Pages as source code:
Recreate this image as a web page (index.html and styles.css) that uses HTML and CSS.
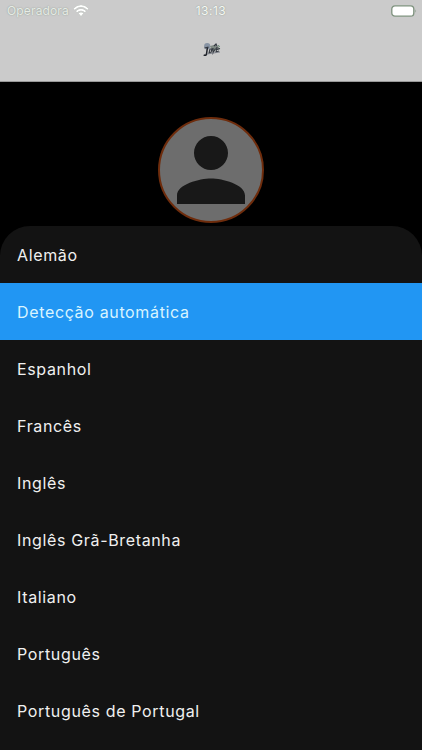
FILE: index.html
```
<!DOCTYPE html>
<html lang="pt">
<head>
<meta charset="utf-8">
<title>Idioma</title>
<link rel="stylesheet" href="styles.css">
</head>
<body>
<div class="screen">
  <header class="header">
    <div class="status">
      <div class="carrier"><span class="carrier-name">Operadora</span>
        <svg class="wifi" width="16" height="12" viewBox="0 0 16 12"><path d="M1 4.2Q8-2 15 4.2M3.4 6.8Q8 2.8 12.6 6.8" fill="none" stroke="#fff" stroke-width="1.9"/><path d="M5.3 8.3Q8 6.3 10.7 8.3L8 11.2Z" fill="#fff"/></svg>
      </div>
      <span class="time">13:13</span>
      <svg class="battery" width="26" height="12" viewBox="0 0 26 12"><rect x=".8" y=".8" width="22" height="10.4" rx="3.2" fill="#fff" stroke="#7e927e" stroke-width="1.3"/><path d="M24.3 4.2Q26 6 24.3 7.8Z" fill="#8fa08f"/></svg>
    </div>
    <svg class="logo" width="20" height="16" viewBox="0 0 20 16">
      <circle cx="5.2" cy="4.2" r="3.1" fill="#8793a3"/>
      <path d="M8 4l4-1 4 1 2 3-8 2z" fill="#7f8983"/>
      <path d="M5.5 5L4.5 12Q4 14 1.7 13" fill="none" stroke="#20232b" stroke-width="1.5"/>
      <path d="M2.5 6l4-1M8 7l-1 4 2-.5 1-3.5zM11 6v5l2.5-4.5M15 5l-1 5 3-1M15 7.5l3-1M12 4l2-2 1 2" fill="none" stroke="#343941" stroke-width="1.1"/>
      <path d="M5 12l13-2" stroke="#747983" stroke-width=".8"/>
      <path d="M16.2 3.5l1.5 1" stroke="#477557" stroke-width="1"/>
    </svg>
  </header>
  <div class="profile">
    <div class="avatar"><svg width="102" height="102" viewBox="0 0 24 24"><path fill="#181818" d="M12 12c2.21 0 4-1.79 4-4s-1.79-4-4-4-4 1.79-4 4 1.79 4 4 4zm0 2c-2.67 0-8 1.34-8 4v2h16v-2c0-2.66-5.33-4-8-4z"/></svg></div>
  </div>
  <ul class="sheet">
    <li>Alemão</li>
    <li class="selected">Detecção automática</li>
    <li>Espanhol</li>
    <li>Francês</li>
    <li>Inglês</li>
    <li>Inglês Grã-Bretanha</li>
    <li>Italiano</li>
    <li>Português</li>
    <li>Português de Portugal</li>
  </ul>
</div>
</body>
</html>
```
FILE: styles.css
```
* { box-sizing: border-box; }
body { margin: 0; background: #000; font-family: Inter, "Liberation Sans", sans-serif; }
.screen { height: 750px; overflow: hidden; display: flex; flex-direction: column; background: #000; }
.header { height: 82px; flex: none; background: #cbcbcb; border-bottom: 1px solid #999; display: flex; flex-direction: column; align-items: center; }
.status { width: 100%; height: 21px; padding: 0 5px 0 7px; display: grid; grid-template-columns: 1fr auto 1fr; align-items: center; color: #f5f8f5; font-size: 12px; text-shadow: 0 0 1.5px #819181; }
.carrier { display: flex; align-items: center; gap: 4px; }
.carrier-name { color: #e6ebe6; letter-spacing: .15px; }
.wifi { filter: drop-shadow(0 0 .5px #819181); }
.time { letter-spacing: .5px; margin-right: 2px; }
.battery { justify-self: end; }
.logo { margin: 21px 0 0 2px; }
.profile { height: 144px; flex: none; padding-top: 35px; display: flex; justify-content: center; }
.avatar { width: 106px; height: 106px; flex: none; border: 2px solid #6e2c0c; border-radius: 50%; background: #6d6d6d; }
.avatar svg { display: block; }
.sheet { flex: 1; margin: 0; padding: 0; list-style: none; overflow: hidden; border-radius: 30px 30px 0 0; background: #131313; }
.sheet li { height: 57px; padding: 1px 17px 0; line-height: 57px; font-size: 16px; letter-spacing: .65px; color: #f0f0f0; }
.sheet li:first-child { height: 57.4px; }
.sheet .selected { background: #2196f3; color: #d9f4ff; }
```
* * *
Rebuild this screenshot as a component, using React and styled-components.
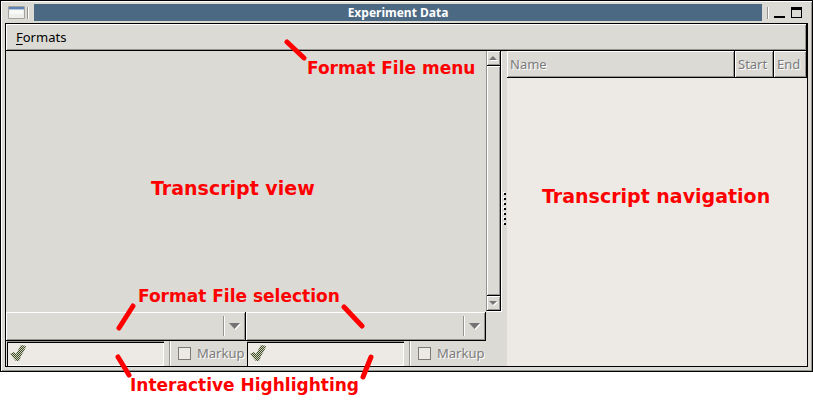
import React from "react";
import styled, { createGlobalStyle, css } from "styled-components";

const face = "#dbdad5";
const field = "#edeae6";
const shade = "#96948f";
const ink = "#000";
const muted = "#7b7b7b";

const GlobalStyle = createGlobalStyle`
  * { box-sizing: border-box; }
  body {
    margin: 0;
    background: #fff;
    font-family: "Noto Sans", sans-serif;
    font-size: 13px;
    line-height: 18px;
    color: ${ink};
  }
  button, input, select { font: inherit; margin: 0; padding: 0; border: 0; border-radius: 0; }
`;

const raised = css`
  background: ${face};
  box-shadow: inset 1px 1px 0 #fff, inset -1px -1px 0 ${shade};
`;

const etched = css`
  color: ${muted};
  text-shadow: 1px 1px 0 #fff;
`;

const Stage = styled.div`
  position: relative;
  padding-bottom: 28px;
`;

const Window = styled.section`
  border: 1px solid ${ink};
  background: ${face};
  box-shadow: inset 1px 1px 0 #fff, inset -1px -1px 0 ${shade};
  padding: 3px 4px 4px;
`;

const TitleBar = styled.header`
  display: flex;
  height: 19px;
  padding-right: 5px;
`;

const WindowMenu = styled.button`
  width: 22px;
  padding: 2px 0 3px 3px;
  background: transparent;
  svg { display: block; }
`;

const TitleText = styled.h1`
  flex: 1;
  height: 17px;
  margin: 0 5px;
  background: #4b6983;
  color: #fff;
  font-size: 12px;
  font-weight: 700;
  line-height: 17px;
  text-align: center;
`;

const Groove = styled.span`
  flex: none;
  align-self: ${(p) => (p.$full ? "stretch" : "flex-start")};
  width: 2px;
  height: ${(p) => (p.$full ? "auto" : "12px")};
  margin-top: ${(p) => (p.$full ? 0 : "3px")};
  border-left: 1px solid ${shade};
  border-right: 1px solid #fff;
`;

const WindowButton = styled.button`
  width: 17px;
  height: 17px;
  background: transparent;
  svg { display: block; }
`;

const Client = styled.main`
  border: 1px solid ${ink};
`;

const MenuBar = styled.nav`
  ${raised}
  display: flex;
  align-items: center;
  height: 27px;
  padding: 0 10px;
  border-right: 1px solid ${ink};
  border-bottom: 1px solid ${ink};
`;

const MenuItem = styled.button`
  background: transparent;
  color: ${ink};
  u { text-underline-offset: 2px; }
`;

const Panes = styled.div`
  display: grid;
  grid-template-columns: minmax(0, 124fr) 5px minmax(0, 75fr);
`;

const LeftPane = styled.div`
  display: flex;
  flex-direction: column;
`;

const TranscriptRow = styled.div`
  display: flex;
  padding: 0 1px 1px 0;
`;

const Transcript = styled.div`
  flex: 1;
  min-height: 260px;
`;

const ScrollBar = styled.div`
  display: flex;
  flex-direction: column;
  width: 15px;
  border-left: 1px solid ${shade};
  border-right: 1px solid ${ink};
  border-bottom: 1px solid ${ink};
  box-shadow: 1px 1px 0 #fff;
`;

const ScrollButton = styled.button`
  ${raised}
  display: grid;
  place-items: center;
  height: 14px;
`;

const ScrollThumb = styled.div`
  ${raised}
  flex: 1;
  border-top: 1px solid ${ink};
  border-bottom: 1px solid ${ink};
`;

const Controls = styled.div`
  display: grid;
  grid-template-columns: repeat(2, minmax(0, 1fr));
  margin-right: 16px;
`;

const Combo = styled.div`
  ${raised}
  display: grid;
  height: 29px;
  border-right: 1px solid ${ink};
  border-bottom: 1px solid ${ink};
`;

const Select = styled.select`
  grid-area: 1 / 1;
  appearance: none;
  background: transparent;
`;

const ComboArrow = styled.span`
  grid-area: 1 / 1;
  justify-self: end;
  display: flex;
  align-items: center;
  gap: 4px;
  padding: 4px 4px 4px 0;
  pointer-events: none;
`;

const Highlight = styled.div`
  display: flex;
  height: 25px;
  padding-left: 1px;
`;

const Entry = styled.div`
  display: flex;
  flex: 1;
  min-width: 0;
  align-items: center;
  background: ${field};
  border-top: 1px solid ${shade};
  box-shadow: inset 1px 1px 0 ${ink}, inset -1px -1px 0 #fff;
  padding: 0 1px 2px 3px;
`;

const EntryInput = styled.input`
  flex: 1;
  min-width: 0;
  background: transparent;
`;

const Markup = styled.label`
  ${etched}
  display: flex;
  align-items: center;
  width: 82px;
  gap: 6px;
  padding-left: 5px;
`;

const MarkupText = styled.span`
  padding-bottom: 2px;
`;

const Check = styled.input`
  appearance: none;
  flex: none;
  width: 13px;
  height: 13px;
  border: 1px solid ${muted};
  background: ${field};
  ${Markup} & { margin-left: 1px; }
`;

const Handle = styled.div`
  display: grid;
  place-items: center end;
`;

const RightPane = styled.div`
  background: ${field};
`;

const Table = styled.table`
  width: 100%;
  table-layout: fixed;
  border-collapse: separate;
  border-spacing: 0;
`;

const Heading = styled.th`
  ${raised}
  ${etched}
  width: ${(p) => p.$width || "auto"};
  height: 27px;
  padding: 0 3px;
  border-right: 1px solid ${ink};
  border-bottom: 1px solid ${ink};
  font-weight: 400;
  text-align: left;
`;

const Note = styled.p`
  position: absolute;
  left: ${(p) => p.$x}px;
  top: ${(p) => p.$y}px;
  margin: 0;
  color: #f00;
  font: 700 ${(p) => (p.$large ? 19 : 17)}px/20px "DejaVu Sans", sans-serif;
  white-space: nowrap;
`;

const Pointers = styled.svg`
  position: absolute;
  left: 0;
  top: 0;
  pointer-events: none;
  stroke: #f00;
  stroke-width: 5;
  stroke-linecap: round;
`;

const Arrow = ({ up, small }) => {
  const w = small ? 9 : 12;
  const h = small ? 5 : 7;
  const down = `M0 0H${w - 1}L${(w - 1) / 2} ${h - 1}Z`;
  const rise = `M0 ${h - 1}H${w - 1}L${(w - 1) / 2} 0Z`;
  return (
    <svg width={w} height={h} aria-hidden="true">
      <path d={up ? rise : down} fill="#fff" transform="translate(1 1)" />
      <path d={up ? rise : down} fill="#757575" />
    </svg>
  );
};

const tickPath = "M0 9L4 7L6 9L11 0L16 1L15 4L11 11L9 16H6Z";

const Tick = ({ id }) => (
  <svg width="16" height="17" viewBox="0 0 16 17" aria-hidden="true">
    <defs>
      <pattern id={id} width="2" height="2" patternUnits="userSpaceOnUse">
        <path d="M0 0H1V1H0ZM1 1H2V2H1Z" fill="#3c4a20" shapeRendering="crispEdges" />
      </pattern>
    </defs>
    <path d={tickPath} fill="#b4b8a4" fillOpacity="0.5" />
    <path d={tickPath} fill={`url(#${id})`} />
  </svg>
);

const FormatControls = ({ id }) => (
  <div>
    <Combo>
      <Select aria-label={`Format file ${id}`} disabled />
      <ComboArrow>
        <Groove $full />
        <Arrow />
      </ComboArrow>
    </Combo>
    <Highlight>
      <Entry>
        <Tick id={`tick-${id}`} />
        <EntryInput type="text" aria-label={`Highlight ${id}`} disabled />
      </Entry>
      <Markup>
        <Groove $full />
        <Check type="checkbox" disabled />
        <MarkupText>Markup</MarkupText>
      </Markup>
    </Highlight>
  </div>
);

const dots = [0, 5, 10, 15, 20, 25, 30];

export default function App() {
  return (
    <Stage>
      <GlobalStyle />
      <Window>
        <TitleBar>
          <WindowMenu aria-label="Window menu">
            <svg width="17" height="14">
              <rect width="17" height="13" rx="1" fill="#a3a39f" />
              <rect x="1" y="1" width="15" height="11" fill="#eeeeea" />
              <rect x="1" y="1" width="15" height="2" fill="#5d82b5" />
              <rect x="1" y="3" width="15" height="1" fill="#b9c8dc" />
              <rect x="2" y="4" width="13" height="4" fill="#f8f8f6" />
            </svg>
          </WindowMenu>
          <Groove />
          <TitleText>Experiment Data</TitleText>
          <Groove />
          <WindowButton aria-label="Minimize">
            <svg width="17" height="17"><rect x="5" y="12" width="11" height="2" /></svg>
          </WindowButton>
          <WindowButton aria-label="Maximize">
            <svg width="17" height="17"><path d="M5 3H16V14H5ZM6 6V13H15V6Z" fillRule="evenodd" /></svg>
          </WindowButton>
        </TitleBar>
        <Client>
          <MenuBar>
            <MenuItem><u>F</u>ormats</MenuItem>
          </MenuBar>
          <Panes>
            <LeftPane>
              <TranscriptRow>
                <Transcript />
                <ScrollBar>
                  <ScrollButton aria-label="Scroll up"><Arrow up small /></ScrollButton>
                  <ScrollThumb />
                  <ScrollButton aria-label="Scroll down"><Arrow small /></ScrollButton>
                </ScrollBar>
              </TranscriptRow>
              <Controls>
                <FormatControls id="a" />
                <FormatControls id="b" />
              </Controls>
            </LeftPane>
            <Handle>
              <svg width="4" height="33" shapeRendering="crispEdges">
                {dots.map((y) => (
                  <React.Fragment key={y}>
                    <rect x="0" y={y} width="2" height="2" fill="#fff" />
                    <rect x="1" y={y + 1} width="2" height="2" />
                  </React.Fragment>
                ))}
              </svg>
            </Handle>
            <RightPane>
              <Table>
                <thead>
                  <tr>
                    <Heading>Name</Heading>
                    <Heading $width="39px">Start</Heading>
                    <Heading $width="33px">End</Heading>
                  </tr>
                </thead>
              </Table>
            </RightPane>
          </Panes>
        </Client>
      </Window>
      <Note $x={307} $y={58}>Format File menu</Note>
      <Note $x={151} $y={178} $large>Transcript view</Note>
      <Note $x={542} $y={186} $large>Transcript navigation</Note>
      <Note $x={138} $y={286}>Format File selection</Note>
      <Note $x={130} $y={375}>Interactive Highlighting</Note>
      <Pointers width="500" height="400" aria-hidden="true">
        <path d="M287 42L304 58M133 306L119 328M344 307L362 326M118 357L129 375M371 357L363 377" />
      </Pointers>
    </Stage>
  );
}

■ **WHAT YOU SHOULD DO**: Show all lines in the entries above where the string "React" appears.

■ **COMPLETED EXERCISE**:
Rebuild this screenshot as a component, using React and styled-components.
import React from "react";
                  <React.Fragment key={y}>
                  </React.Fragment>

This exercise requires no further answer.